• DIRECTION
Report back each line of the records that contains the string "Tailwind".

• DATASET RECORDS
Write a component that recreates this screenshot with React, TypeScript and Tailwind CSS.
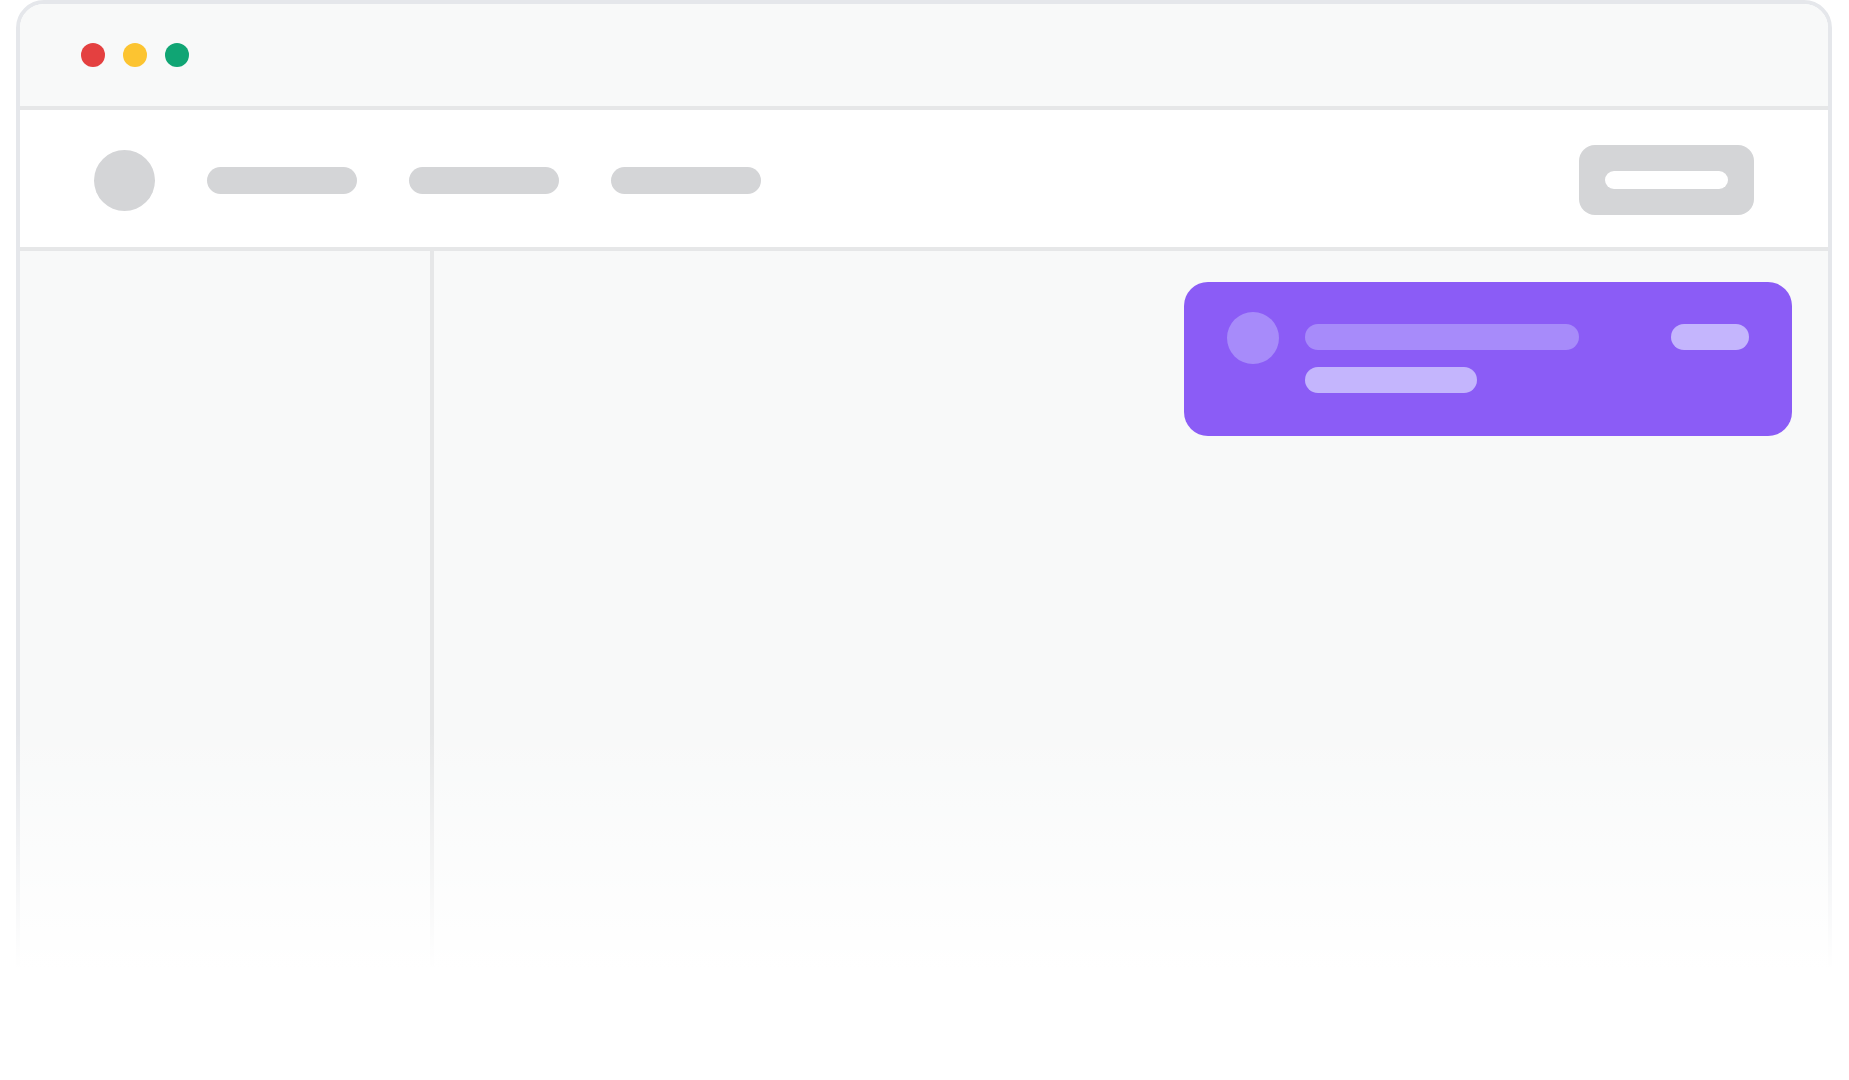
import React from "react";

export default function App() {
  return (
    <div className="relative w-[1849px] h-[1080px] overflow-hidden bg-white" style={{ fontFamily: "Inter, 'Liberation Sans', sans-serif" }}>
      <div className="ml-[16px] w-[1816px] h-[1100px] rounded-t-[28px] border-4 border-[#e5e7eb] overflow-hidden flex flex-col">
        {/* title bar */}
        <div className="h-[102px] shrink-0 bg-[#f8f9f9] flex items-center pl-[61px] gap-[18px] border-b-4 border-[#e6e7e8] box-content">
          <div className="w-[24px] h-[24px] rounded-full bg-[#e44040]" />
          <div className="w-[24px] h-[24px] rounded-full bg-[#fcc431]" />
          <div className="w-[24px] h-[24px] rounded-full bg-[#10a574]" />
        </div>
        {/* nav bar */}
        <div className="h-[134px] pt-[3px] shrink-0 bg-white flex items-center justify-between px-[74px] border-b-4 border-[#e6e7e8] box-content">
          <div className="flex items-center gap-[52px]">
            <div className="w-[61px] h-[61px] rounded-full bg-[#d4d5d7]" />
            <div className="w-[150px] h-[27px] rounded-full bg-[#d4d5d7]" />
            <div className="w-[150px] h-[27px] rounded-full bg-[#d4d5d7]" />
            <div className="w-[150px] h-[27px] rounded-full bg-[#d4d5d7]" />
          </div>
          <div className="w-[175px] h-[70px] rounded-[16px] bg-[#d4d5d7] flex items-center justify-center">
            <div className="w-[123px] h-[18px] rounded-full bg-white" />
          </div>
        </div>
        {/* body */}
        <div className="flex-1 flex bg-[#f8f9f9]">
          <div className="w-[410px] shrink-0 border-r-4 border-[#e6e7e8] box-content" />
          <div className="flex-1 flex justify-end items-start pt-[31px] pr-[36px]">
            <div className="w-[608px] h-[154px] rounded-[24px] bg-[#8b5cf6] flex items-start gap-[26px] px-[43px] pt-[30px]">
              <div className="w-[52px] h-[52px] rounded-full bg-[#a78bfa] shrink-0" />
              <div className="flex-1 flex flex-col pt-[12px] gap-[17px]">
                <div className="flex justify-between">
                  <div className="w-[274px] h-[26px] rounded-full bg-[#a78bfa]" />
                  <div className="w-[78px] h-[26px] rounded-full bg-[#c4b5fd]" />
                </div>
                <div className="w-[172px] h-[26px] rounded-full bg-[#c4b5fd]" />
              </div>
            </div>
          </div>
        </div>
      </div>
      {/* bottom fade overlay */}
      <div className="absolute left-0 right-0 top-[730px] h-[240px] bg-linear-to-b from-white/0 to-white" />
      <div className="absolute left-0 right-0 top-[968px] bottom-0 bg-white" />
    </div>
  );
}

==

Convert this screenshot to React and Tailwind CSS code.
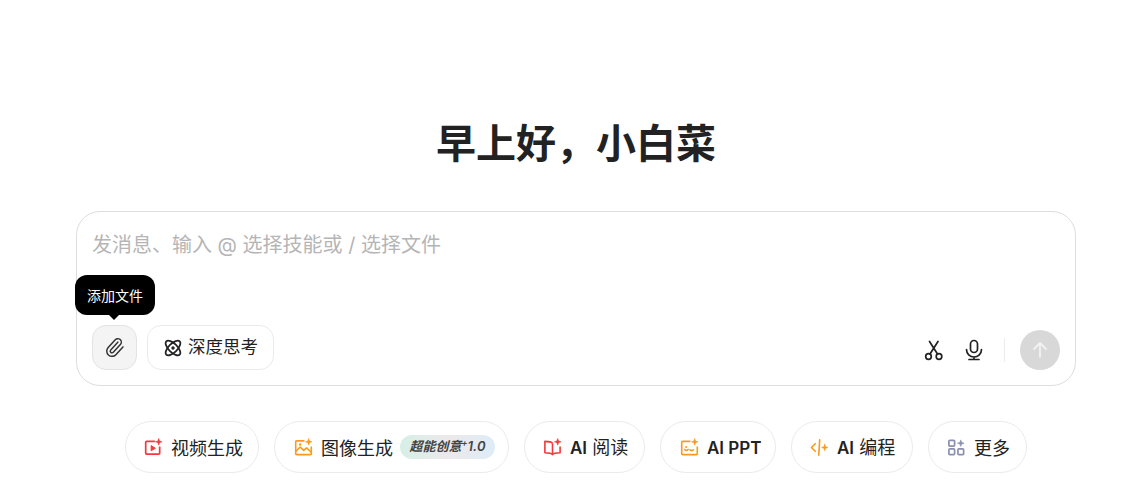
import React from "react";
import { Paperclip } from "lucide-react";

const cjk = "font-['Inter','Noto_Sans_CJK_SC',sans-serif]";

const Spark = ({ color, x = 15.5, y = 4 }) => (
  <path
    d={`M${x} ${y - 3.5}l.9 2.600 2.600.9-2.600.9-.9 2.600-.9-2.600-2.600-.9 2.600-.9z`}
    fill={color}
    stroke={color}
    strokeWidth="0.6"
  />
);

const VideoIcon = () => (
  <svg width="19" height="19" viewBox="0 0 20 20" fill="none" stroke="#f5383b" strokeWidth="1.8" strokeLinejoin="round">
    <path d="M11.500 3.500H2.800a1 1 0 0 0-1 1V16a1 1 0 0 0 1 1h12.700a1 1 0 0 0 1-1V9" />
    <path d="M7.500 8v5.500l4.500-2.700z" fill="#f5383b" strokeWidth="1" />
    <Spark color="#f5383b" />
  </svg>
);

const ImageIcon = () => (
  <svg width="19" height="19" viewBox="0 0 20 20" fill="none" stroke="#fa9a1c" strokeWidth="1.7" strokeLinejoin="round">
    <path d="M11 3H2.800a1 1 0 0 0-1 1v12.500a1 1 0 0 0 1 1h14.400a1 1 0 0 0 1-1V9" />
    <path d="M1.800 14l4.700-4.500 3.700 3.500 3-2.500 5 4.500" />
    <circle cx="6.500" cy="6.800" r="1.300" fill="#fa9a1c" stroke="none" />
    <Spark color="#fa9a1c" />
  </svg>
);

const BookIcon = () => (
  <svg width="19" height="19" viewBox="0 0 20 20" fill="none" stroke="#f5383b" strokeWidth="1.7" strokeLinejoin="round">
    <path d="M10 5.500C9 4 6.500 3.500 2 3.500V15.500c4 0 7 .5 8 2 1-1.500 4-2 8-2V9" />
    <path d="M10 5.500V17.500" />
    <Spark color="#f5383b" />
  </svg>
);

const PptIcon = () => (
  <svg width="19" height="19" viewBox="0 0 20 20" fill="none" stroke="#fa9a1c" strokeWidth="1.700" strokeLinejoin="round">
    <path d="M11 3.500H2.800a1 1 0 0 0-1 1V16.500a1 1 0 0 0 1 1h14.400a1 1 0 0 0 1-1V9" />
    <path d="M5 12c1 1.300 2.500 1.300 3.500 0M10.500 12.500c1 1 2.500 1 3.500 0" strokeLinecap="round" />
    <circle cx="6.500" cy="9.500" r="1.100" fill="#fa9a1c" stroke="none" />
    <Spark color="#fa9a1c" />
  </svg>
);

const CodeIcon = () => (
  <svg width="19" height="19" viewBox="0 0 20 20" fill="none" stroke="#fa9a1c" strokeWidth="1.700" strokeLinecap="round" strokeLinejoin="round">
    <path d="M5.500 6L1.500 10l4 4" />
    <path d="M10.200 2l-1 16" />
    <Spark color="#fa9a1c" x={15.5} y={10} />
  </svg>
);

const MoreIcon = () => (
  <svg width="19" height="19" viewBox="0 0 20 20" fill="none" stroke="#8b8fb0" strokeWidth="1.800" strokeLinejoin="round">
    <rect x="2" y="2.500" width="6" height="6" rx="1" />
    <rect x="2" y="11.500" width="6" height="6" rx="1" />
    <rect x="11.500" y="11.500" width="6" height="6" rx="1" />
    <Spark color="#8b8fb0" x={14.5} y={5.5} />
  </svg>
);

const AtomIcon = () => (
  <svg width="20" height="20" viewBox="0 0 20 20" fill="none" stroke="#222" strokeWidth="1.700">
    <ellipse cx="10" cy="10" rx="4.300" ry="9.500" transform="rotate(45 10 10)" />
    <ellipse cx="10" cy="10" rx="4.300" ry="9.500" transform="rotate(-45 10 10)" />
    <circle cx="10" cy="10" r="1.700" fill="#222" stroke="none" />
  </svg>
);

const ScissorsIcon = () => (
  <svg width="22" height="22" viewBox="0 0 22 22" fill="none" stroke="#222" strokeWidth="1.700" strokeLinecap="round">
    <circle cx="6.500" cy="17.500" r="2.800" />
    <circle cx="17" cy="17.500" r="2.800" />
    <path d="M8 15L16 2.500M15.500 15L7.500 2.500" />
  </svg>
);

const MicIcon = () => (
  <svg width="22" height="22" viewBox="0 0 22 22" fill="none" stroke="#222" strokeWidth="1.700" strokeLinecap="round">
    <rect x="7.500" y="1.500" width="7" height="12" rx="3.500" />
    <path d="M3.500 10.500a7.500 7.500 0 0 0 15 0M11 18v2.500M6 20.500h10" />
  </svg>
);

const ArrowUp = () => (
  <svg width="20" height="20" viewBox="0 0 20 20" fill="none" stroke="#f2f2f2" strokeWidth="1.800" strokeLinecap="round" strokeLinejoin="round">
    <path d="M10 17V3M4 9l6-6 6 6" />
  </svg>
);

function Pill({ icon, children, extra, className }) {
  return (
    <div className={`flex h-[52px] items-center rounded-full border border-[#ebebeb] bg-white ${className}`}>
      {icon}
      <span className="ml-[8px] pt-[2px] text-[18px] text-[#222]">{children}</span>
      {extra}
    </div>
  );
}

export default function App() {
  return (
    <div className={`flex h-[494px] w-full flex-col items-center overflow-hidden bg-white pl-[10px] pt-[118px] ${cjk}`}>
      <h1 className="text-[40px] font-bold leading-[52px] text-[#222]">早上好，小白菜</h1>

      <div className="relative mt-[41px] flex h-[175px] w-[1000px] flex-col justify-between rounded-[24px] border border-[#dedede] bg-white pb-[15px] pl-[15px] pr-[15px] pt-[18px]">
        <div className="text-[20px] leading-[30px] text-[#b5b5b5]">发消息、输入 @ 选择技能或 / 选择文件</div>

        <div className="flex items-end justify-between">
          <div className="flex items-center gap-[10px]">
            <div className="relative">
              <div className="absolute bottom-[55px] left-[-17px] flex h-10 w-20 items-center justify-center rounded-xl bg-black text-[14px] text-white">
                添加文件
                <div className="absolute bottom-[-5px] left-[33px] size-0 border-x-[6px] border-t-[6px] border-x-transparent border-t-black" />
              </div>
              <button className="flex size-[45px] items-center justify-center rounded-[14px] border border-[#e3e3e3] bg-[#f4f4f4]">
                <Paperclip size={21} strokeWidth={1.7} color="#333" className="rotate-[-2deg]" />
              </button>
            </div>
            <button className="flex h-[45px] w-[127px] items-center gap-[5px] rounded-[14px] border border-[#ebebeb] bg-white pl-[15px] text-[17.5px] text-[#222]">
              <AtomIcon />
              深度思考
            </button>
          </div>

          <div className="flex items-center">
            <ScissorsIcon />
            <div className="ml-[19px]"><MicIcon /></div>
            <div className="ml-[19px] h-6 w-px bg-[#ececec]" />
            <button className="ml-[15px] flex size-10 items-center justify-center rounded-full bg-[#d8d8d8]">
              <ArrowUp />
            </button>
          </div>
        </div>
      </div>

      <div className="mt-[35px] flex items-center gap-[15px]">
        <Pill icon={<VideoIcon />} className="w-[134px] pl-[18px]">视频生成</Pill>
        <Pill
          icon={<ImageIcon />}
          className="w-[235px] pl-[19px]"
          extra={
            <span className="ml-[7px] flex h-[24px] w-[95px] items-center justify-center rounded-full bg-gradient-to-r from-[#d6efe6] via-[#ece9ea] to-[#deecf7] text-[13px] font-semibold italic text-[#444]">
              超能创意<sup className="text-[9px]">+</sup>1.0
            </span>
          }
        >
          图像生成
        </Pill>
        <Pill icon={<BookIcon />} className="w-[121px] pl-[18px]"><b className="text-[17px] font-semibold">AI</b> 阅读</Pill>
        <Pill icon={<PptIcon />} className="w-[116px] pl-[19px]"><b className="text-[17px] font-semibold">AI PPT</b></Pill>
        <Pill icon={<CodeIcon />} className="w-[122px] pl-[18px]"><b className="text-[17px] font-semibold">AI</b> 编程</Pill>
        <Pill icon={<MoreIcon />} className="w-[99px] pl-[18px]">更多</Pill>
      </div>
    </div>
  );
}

• RESULT FOR THIS TASK
Write a component that recreates this screenshot with React, TypeScript and Tailwind CSS.
Convert this screenshot to React and Tailwind CSS code.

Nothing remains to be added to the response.